When both tracks were initially released, it was a new trend that had not caught up as yet, for rock bands to release Christmas songs. Rusty Moe pioneered this trend and since then many local bands have caught the Christmas spirit and have put out few tracks. Even few years after its release, both tracks continue to be very popular and receive good airplay which often peaks over the Christmas period. Few local radio stations have picked up the tracks and have them on rotation over the holidays.
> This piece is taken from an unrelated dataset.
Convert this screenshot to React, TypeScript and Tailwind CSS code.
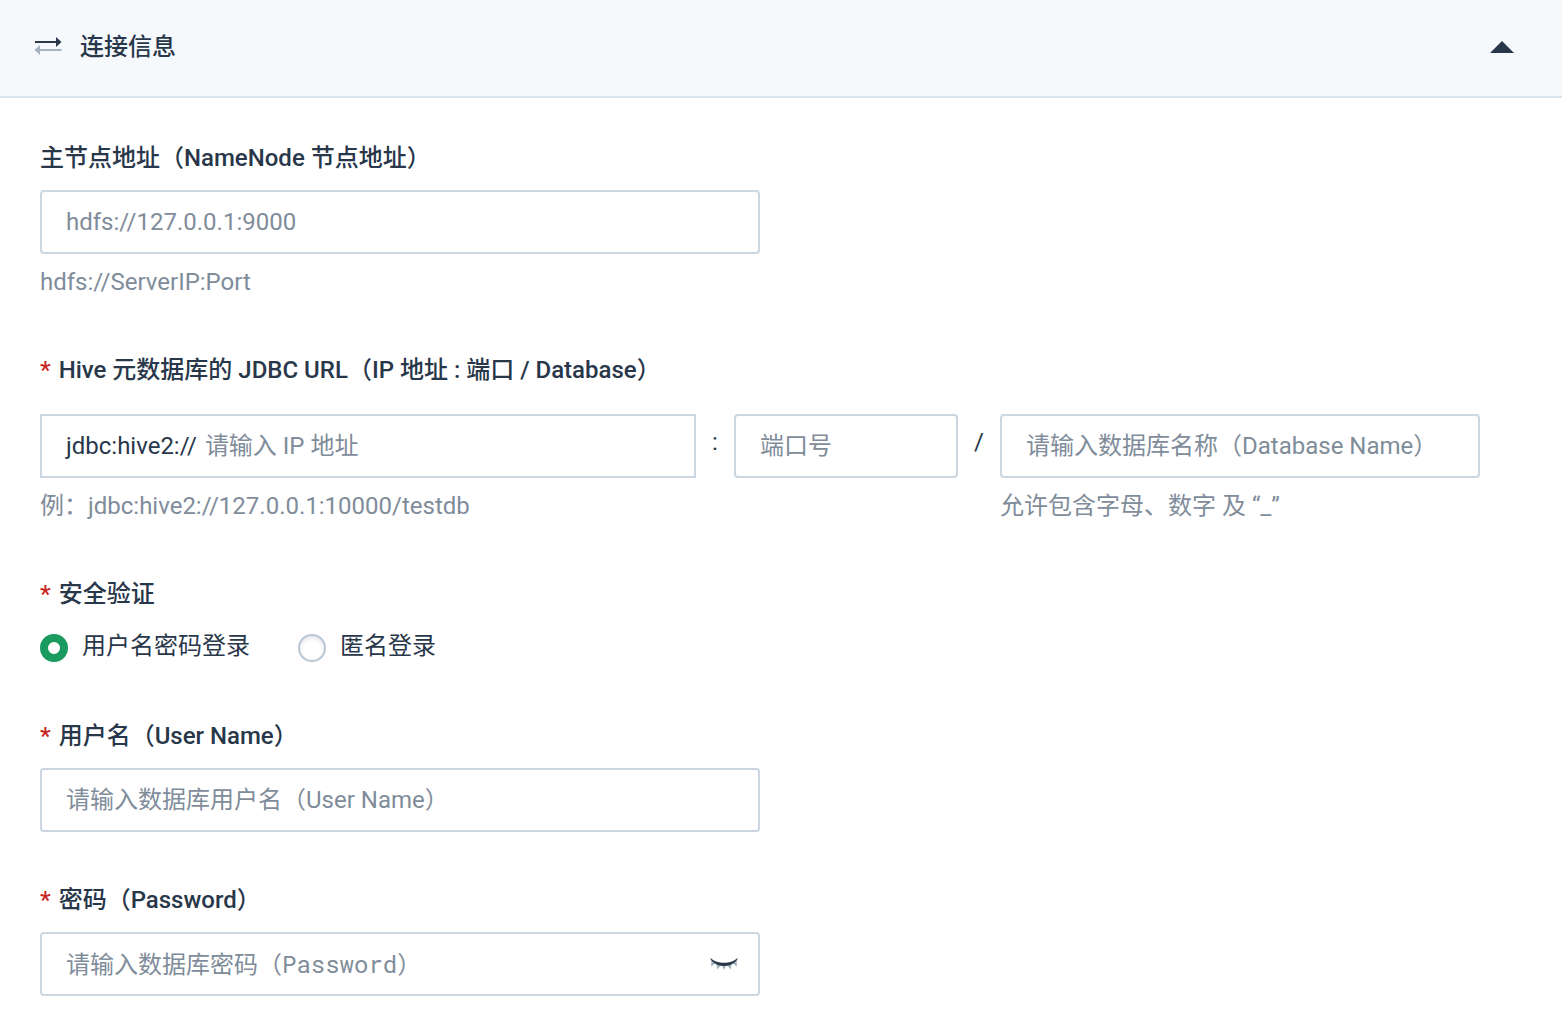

==Mrs. Dickinson – EP 2021 ==
Through the initial few weeks of discussions, Rusty Moe initially had planned to release a full album comprising 10 tracks. However, with the changing trend, it was decided to settle for the shorter 4 song EP, which is better suited to the present listening style. This means the band have enough songs ready for another EP, which shouldn't be too far off. The band decided to scrap all the old tracks and start from scratch. The working title for the EP was "Wham Bam", which was also the first single released by the band way back in 2009, and also happens to be the first song ever written by the band in the early days around 1998. The band also agreed to include the power ballad, "Dreams Untrue" which reflects a typical 80's style. Though this song was written in 2009, it has rarely been played Live. The other two tracks are relatively new and hardly been played Live and has changed in its format when it was reworked.
Over the next few months, the band members have been sending each other reworked tracks and demos. With some members in Australia, Canada, and the rest in India, the distance and time difference made the work challenging. However, everyone was able to complete their parts and by early October 2020, the band completed recording four songs from scratch and around this time also decided to title the album as "Mrs Dickinson". The band decided to hand over mixing and mastering duties to Tobsgarage in Chennai, with Toby at the helm.

The songs are a mix of funk and classic rock and revolves around the stereotypical themes of Sex, Drugs, and Rock N' Roll. The album centers around the fictional character who goes by the name, Mrs. Dickinson, who is a middle aged woman, who isn't afraid to live a little, and who gets deeply involved with someone from the band and takes them on a hedonistic trip, which doesn't end well. The person regrets the choices he made and wants to return to his much quieter family life, but realizes that he has lost that forever in the process. As much as the EP explored themes of sex and drugs, towards the end it also explores certain emotions such as guilt, regret, resentment, forgiveness, grief and loss, etc.

The band commissioned local artist Kass Topping to come up with the artwork, which reflects the overall theme of the EP and all songs on it.

Moe the Gecko, which has featured in all past band logo and artwork finds its way on this artwork as well, this time as a tattoo on the arm of Mrs. Dickinson.

The EP was finally released on 1st Feb 2021. Over few months, the EP notched up over 20k streams on Spotify and has been stable since.

== Sun Goes Down – Single 2022 ==
With the success of the first EP, the band decided to keep the momentum going. The logistical challenges of being in 3 continents made the band take the call to work on releasing singles rather than EP or an album, as this would be faster. With that decision the band were about to track their remaining singles when a personal tragedy struck one of the members and plans had to be put on hold for a while. When the band recommenced work, there was a new track that was presented, which the band agreed to work on. The track, titled "Sun Goes Down" is a ballad, touching on themes like betrayal and estrangement, and written out of the personal tragedy that one of the members had experienced, was released on 29 April 2022 across all major streaming platforms. The track was heavily promoted by the band across multiple streaming platforms and social media. It received considerable airplay on local radio stations. The length of the track, almost nearing 6 minutes, kept it away from most radio stations as it was not considered radio friendly.

== Squeeze – Single 2023 ==
The band had a couple of track leftover from previous recording sessions and one of them was "Squeeze" which was in back one of the first songs ever written by the band, dating back to 1998. Squeeze has been a staple of all live shows the band has played. Work to record the track were started soon as the previous single was released. It was completed and released on 11 March 2023.